Imputation based on identifying where recombination occurs during inheritance from parent to offspring. Each gamete of an individual is examined from the beginning to the end and from the end to the beginning of the chromosome. In each direction, at loci where both the individual and its parent are heterozygous and have phase information resolved, this information is used to determine which of the parental gametes the individual received. Loci for which this cannot be determined but which are between two loci that (a) can be determined and (b) come from the same parental gamete, are assumed to come from this gamete (i.e. no double recombination event in between). Alleles are imputed in the individual when analysis in both directions of the chromosome has identified the same inherited gamete and when the parent is phased for this locus in the suggested gamete, subject to the restrictions that the number of recombination events for the individuals is less than a threshold and that the region in which two recombination events occurred exceeds a threshold length. Major sub-step 8 is iterated a number of times with increasingly relaxed restrictions. After each iteration, the minor sub-steps are also carried out.
Major sub-step 9.
Recalculate genotype probabilities. Using the imputed genotype information, the allele probabilities and genotype probabilities are recalculated as in Step 1. Alleles that are still missing are imputed as the recalculated allele probability.

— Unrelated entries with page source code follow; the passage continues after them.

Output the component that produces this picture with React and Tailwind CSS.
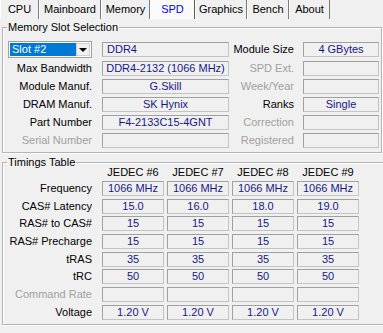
import React from 'react';

const tabs = [
  { name: 'CPU', w: 'w-[39px]' },
  { name: 'Mainboard', w: 'w-[62px]' },
  { name: 'Memory', w: 'w-[49px]' },
  { name: 'SPD', w: 'w-[45px]', active: true },
  { name: 'Graphics', w: 'w-[52px]' },
  { name: 'Bench', w: 'w-[42px]' },
  { name: 'About', w: 'w-[41px]' },
];

const timings = [
  { label: 'Frequency', values: ['1066 MHz', '1066 MHz', '1066 MHz', '1066 MHz'] },
  { label: 'CAS# Latency', values: ['15.0', '16.0', '18.0', '19.0'] },
  { label: 'RAS# to CAS#', values: ['15', '15', '15', '15'] },
  { label: 'RAS# Precharge', values: ['15', '15', '15', '15'] },
  { label: 'tRAS', values: ['35', '35', '35', '35'] },
  { label: 'tRC', values: ['50', '50', '50', '50'] },
  { label: 'Command Rate', values: ['', '', '', ''], disabled: true },
  { label: 'Voltage', values: ['1.20 V', '1.20 V', '1.20 V', '1.20 V'] },
];

// sunken read-only text box
const Field = ({ children, className = '', align = 'center' }) => (
  <div
    className={`h-[15px] flex items-center border border-t-[#a0a0a0] border-l-[#a0a0a0] border-b-[#c4c4c4] border-r-[#c4c4c4] text-[#17178c] leading-none whitespace-nowrap ${
      align === 'left' ? 'justify-start pl-[4px]' : 'justify-center'
    } ${className}`}
  >
    {children}
  </div>
);

const Label = ({ children, disabled, className = '' }) => (
  <div className={`text-right leading-none whitespace-nowrap ${disabled ? 'text-[#a0a0a0]' : 'text-black'} ${className}`}>
    {children}
  </div>
);

const Group = ({ title, className = '', children }) => (
  <div className={`relative border border-[#b4b4b4] shadow-[inset_1px_1px_0_#ffffff,1px_1px_0_#ffffff] ${className}`}>
    <span className="absolute -top-[8px] left-[4px] px-[1px] bg-[#f0f0f0] leading-[14px] text-black">{title}</span>
    {children}
  </div>
);

export default function App() {
  return (
    <div className="w-[383px] h-[333px] overflow-hidden bg-[#f0f0f0] text-[11px] text-black" style={{ fontFamily: '"Liberation Sans", Arial, sans-serif' }}>
      {/* Tab strip */}
      <div className="flex h-[19px]">
        {tabs.map((t) => (
          <div
            key={t.name}
            className={`${t.w} h-full flex items-center justify-center border-l border-white border-r ${
              t.active ? 'bg-[#fafafa] text-[#0000ff] border-r-[#5a5a5a]' : 'bg-[#f0f0f0] border-r-[#7a7a7a]'
            }`}
          >
            {t.name}
          </div>
        ))}
      </div>

      {/* Memory Slot Selection */}
      <Group title="Memory Slot Selection" className="mt-[8px] ml-[2px] w-[380px] pt-[13px] pb-[4px]">
        <div className="flex flex-col gap-[3px]">
          <div className="flex items-center h-[17px]">
            <div className="w-[89px] pl-[5px] flex">
              <div className="w-[84px] h-[17px] bg-white border border-[#a0a0a0] flex p-[1px]">
                <div className="flex-1 bg-[#0078d7] text-white flex items-center pl-[2px] leading-none">Slot #2</div>
                <div className="w-[14px] flex items-center justify-center bg-[#f0f0f0] border border-[#d0d0d0]">
                  <div className="w-0 h-0 border-l-[4px] border-r-[4px] border-t-[4px] border-l-transparent border-r-transparent border-t-black" />
                </div>
              </div>
            </div>
            <Field className="ml-[10px] w-[127px]" align="left">DDR4</Field>
            <Label className="w-[65px]">Module Size</Label>
            <Field className="ml-[9px] w-[76px]">4 GBytes</Field>
          </div>
          {[
            ['Max Bandwidth', false, 'DDR4-2132 (1066 MHz)', 'SPD Ext.', true, ''],
            ['Module Manuf.', false, 'G.Skill', 'Week/Year', true, ''],
            ['DRAM Manuf.', false, 'SK Hynix', 'Ranks', false, 'Single'],
            ['Part Number', false, 'F4-2133C15-4GNT', 'Correction', true, ''],
            ['Serial Number', true, '', 'Registered', true, ''],
          ].map(([l1, d1, v1, l2, d2, v2]) => (
            <div key={l1} className="flex items-center h-[15px]">
              <Label disabled={d1} className="w-[89px]">{l1}</Label>
              <Field className="ml-[10px] w-[127px]">{v1}</Field>
              <Label disabled={d2} className="w-[65px]">{l2}</Label>
              <Field className="ml-[9px] w-[76px]">{v2}</Field>
            </div>
          ))}
        </div>
      </Group>

      {/* Timings Table */}
      <Group title="Timings Table" className="mt-[9px] ml-[2px] w-[383px] pt-[3px] pb-[4px]">
        <div className="flex items-center h-[13px] pl-[99px] gap-[3px]">
          {['JEDEC #6', 'JEDEC #7', 'JEDEC #8', 'JEDEC #9'].map((h) => (
            <div key={h} className="w-[62px] text-center leading-none">{h}</div>
          ))}
        </div>
        <div className="flex flex-col gap-[2.7px] mt-[2px]">
          {timings.map((row) => (
            <div key={row.label} className="flex items-center h-[15px]">
              <Label disabled={row.disabled} className="w-[89px]">{row.label}</Label>
              <div className="ml-[10px] flex gap-[3px]">
                {row.values.map((v, i) => (
                  <Field key={i} className="w-[62px]">{v}</Field>
                ))}
              </div>
            </div>
          ))}
        </div>
      </Group>
    </div>
  );
}
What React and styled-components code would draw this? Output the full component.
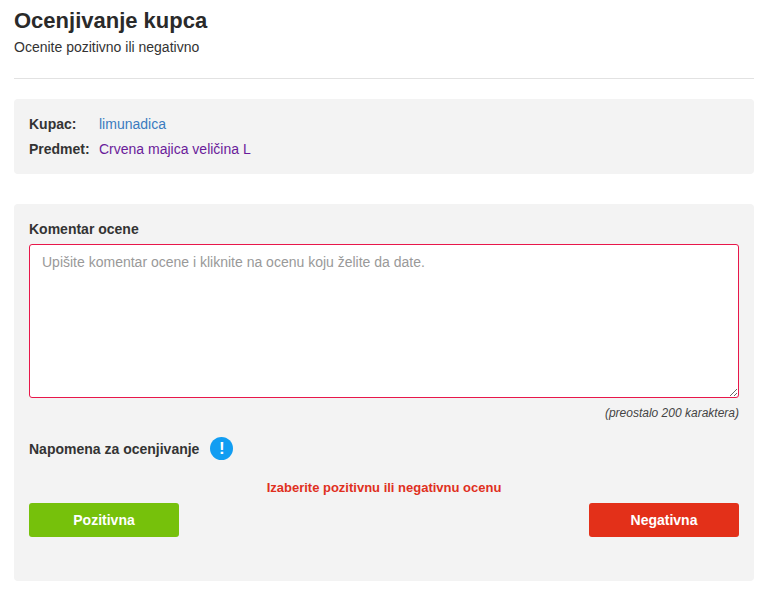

Missing genotypes are imputed from the allelic probabilities when both alleles are still missing, in advance of the recalculation of allele probabilities, or from the imputed allele and the allele probability when only one allele was not imputed.
Other miscellaneous steps
Steps are also included to divide the data into the high and low density sets of animals, to edit the SNP data, check for Mendelian inconsistencies, and identify base parents.